--- Start Provided data ---
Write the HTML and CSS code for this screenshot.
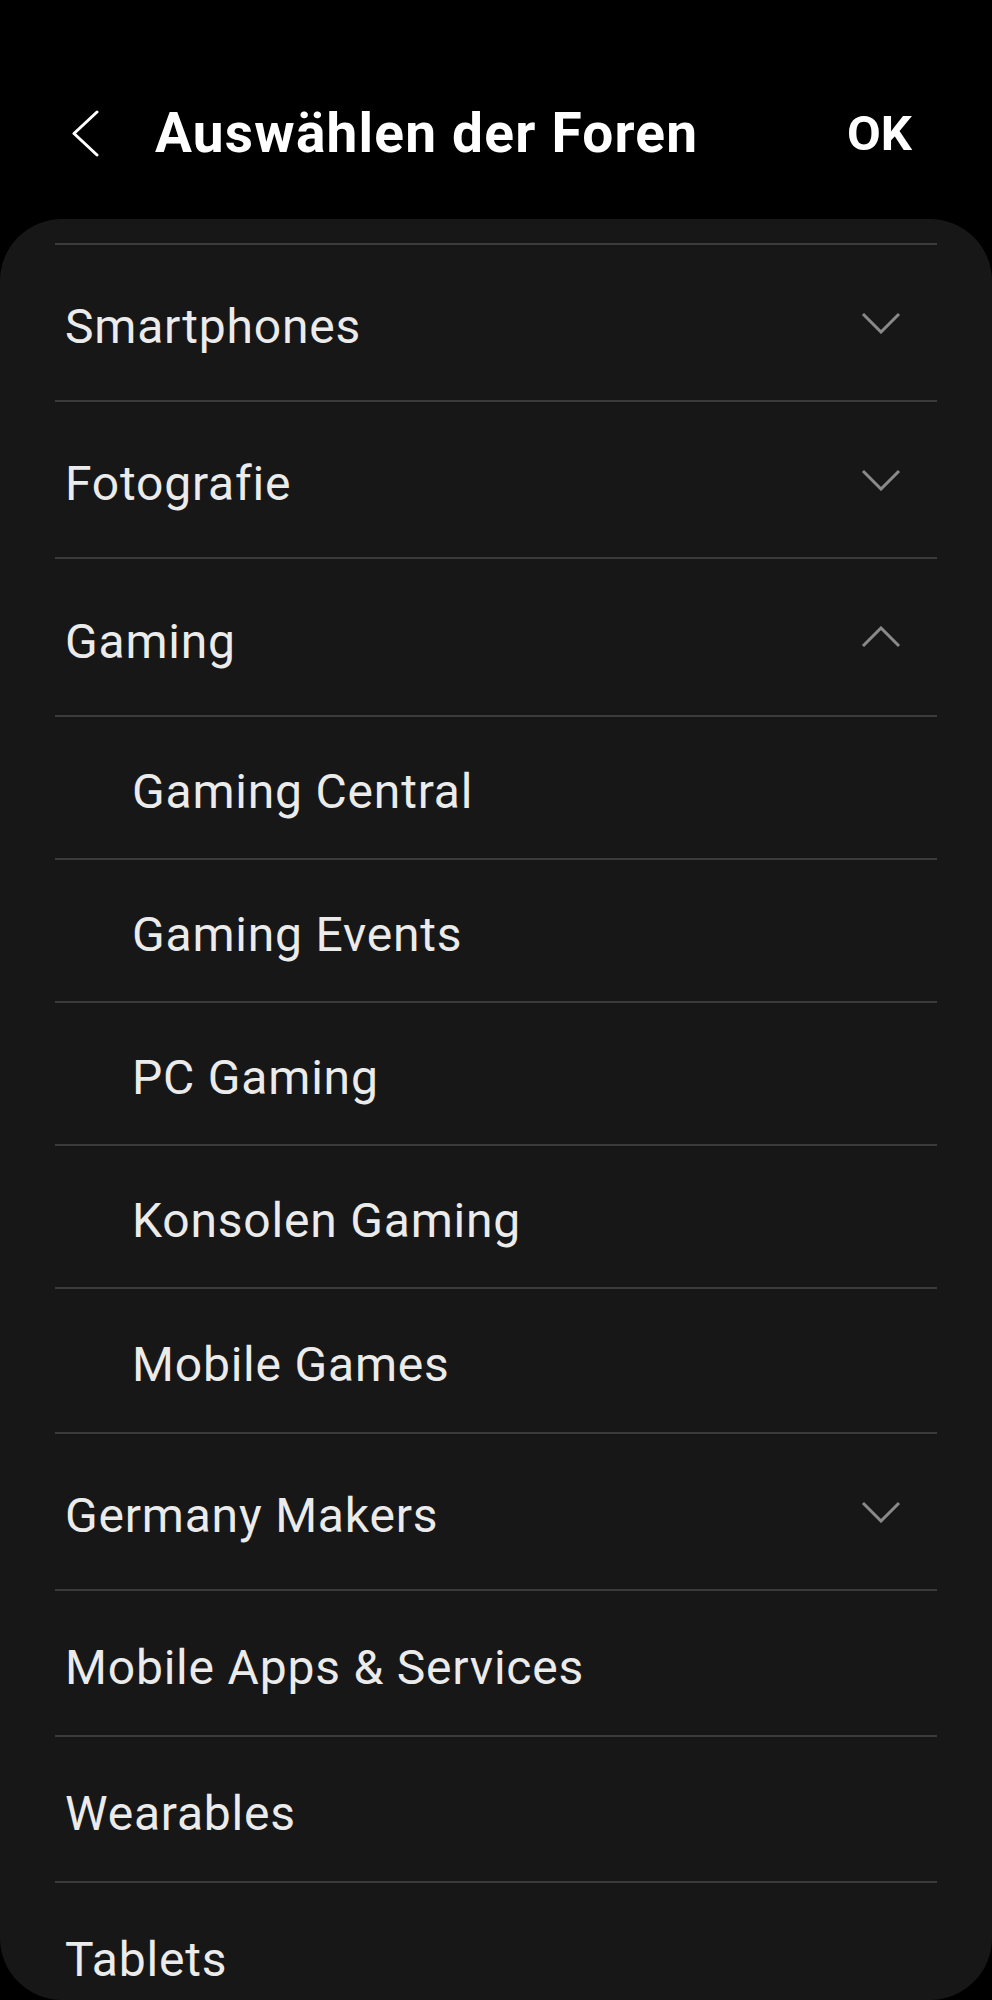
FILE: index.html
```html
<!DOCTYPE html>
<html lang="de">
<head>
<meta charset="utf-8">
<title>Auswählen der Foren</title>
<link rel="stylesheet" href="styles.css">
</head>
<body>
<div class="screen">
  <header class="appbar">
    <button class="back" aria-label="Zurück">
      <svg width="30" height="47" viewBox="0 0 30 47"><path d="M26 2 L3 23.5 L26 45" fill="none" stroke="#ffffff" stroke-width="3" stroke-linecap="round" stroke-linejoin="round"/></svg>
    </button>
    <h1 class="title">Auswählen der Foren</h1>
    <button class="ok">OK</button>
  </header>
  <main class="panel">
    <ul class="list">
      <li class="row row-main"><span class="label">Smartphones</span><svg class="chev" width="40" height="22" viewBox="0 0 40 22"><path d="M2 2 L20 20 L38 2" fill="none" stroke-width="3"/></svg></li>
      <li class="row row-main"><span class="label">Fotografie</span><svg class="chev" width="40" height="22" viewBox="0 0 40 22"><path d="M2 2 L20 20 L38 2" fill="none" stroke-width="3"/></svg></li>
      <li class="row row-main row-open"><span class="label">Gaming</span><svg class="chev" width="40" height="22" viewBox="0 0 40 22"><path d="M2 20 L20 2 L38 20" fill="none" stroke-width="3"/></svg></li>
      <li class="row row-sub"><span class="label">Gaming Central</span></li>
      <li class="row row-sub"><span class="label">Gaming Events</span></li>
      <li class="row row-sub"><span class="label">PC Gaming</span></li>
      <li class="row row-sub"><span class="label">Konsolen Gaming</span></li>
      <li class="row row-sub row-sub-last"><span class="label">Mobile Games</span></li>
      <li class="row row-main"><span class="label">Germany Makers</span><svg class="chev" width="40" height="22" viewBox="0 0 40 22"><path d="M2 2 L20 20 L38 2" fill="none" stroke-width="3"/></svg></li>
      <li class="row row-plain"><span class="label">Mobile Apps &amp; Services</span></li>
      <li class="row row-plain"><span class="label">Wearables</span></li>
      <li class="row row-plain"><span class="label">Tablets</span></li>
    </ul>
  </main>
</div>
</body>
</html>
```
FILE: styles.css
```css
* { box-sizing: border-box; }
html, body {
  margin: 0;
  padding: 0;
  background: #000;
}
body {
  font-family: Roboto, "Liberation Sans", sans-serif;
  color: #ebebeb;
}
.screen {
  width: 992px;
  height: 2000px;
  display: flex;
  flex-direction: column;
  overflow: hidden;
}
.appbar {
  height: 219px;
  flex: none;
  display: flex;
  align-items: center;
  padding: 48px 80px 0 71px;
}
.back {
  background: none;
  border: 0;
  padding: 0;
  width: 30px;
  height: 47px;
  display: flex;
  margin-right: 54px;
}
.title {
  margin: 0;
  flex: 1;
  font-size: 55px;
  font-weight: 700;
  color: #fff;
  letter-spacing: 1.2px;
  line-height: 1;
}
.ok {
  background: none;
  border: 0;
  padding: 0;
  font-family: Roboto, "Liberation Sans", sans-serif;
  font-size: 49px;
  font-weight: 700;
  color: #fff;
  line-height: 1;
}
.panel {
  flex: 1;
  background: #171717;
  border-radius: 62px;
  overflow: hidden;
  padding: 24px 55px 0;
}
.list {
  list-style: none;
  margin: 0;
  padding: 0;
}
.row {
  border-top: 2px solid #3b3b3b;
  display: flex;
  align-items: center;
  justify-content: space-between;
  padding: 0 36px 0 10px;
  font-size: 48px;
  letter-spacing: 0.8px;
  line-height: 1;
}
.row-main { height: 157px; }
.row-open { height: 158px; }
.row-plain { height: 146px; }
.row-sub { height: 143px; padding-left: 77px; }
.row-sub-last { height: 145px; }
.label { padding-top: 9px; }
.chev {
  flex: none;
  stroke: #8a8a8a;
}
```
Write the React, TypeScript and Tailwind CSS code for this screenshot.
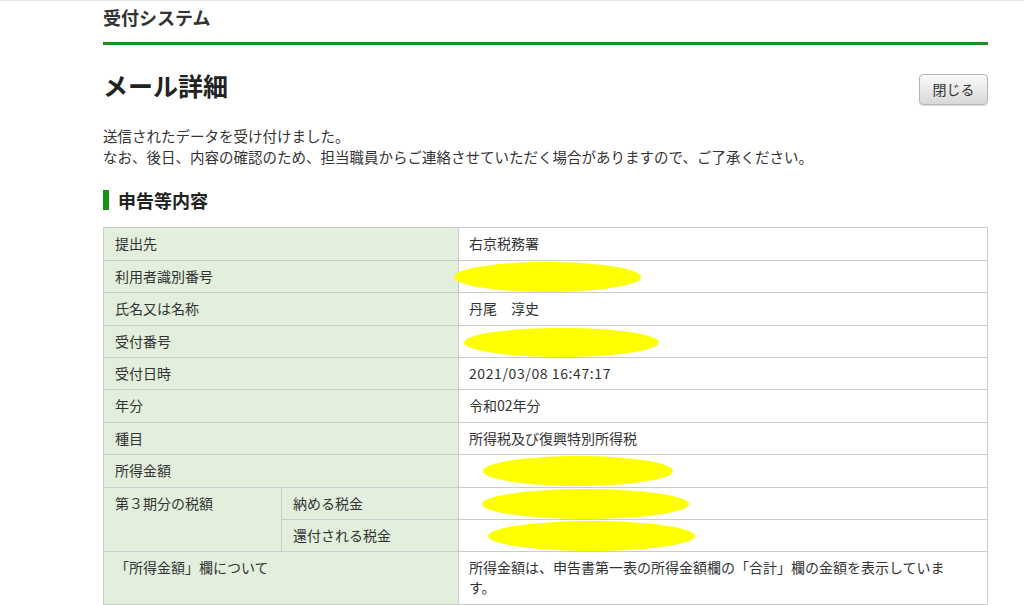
--- End Provided data ---
Exercise objective. Do not include images; quote all of the entries above exactly.

Result.
Write the HTML and CSS code for this screenshot.
FILE: index.html
```html
<!DOCTYPE html>
<html lang="de">
<head>
<meta charset="utf-8">
<title>Auswählen der Foren</title>
<link rel="stylesheet" href="styles.css">
</head>
<body>
<div class="screen">
  <header class="appbar">
    <button class="back" aria-label="Zurück">
      <svg width="30" height="47" viewBox="0 0 30 47"><path d="M26 2 L3 23.5 L26 45" fill="none" stroke="#ffffff" stroke-width="3" stroke-linecap="round" stroke-linejoin="round"/></svg>
    </button>
    <h1 class="title">Auswählen der Foren</h1>
    <button class="ok">OK</button>
  </header>
  <main class="panel">
    <ul class="list">
      <li class="row row-main"><span class="label">Smartphones</span><svg class="chev" width="40" height="22" viewBox="0 0 40 22"><path d="M2 2 L20 20 L38 2" fill="none" stroke-width="3"/></svg></li>
      <li class="row row-main"><span class="label">Fotografie</span><svg class="chev" width="40" height="22" viewBox="0 0 40 22"><path d="M2 2 L20 20 L38 2" fill="none" stroke-width="3"/></svg></li>
      <li class="row row-main row-open"><span class="label">Gaming</span><svg class="chev" width="40" height="22" viewBox="0 0 40 22"><path d="M2 20 L20 2 L38 20" fill="none" stroke-width="3"/></svg></li>
      <li class="row row-sub"><span class="label">Gaming Central</span></li>
      <li class="row row-sub"><span class="label">Gaming Events</span></li>
      <li class="row row-sub"><span class="label">PC Gaming</span></li>
      <li class="row row-sub"><span class="label">Konsolen Gaming</span></li>
      <li class="row row-sub row-sub-last"><span class="label">Mobile Games</span></li>
      <li class="row row-main"><span class="label">Germany Makers</span><svg class="chev" width="40" height="22" viewBox="0 0 40 22"><path d="M2 2 L20 20 L38 2" fill="none" stroke-width="3"/></svg></li>
      <li class="row row-plain"><span class="label">Mobile Apps &amp; Services</span></li>
      <li class="row row-plain"><span class="label">Wearables</span></li>
      <li class="row row-plain"><span class="label">Tablets</span></li>
    </ul>
  </main>
</div>
</body>
</html>
```
FILE: styles.css
```css
* { box-sizing: border-box; }
html, body {
  margin: 0;
  padding: 0;
  background: #000;
}
body {
  font-family: Roboto, "Liberation Sans", sans-serif;
  color: #ebebeb;
}
.screen {
  width: 992px;
  height: 2000px;
  display: flex;
  flex-direction: column;
  overflow: hidden;
}
.appbar {
  height: 219px;
  flex: none;
  display: flex;
  align-items: center;
  padding: 48px 80px 0 71px;
}
.back {
  background: none;
  border: 0;
  padding: 0;
  width: 30px;
  height: 47px;
  display: flex;
  margin-right: 54px;
}
.title {
  margin: 0;
  flex: 1;
  font-size: 55px;
  font-weight: 700;
  color: #fff;
  letter-spacing: 1.2px;
  line-height: 1;
}
.ok {
  background: none;
  border: 0;
  padding: 0;
  font-family: Roboto, "Liberation Sans", sans-serif;
  font-size: 49px;
  font-weight: 700;
  color: #fff;
  line-height: 1;
}
.panel {
  flex: 1;
  background: #171717;
  border-radius: 62px;
  overflow: hidden;
  padding: 24px 55px 0;
}
.list {
  list-style: none;
  margin: 0;
  padding: 0;
}
.row {
  border-top: 2px solid #3b3b3b;
  display: flex;
  align-items: center;
  justify-content: space-between;
  padding: 0 36px 0 10px;
  font-size: 48px;
  letter-spacing: 0.8px;
  line-height: 1;
}
.row-main { height: 157px; }
.row-open { height: 158px; }
.row-plain { height: 146px; }
.row-sub { height: 143px; padding-left: 77px; }
.row-sub-last { height: 145px; }
.label { padding-top: 9px; }
.chev {
  flex: none;
  stroke: #8a8a8a;
}
```
Write the React, TypeScript and Tailwind CSS code for this screenshot.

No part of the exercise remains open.